Poland, Warsaw – Former Polish President and founder of the “Solidarność” organization Lech Wałęsa said today that he might sue the National Remembrance Institute (IPN), regarding its accusations of being a paid informant during the communist-era.
Wałęsa denies the allegations and says that these documents are falsified. Last week, the IPN (Instytut Pamięci Narodowej), the polish institute specialized in the legal and historical sciences and in particular the recent history of Poland, released some documents recently seized at the home of a former communist-era official. According to IPN, these documents show that Lech Wałęsa was a paid informant of the former regime, even if they did release the files without further examination.
Wałęsa told the press he wants to see the incriminatory documents and will probably bring the case to the court, where he would prove that they have been fabricated. In 2000, a special court have cleared him of collaboration allegations, saying no proof had been found. Although, Wałęsa admitted to having signed some documents for the security police in the 70s, without specifying what kind of documents.
In 2011, the institute said that in the early 1980s communist authorities tried to prevent Wałęsa from getting a Nobel Peace Prize by fabricating documents suggesting that he did collaborate. In spite of that, Wałęsa got the prize in 1983 for founding and leading Poland’s Solidarność movement.
The institute’s prosecutors were searching the house of late communist-era leader Gen. Wojciech Jaruzelski for any documents that could be found there. Jaruzelski imposed martial law in 1981 and had Walesa arrested, as he sought to crush Solidarity. The nationwide movement prevailed, leading to the 1989 ouster of the communists.

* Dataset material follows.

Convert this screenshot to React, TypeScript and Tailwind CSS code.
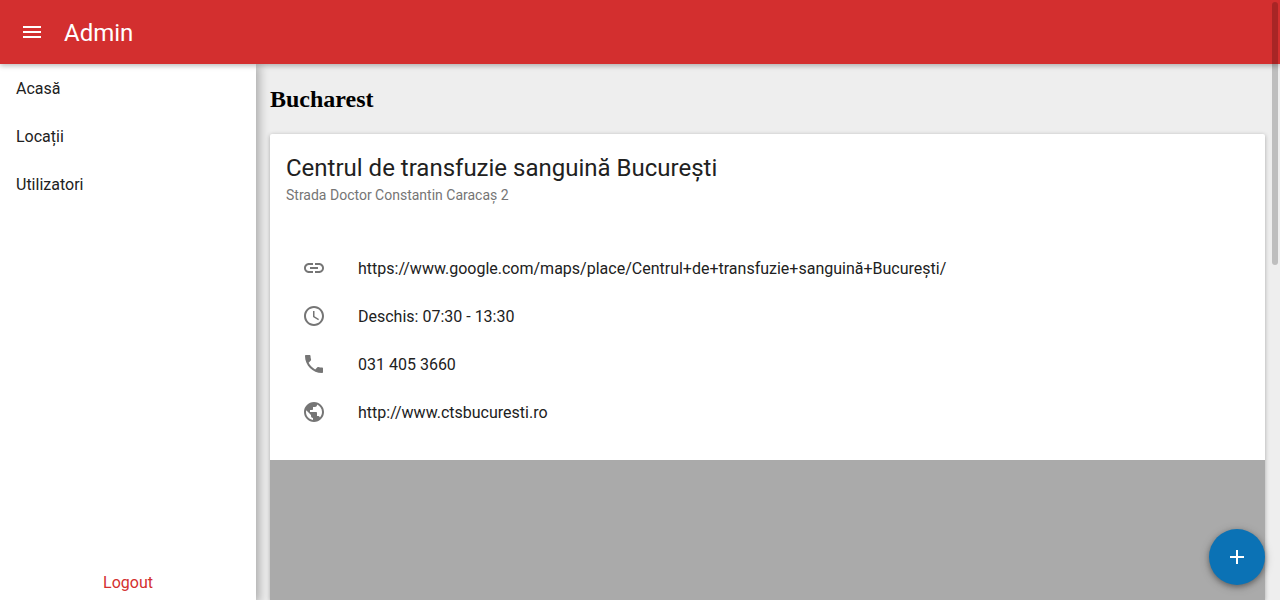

Demonstration of sympathy and politicization of the case
Some demonstrations had been help through the country, especially two days ago in Warsaw. Yesterday, on Sunday the 28th, few thousands of Poles demonstrated in Gdańsk, the historical city from where started the Solidarność movement in 1980. With Polish flags, the demonstrators expressed their unconditional support to the former Polish President they still see as a national hero and some accusations had been maid by the opposition. The PiS government is told to be responsible for the allegations of the IPN and the liberal opposition is already using this issue to attack the PiS government, following their civil unrest policy.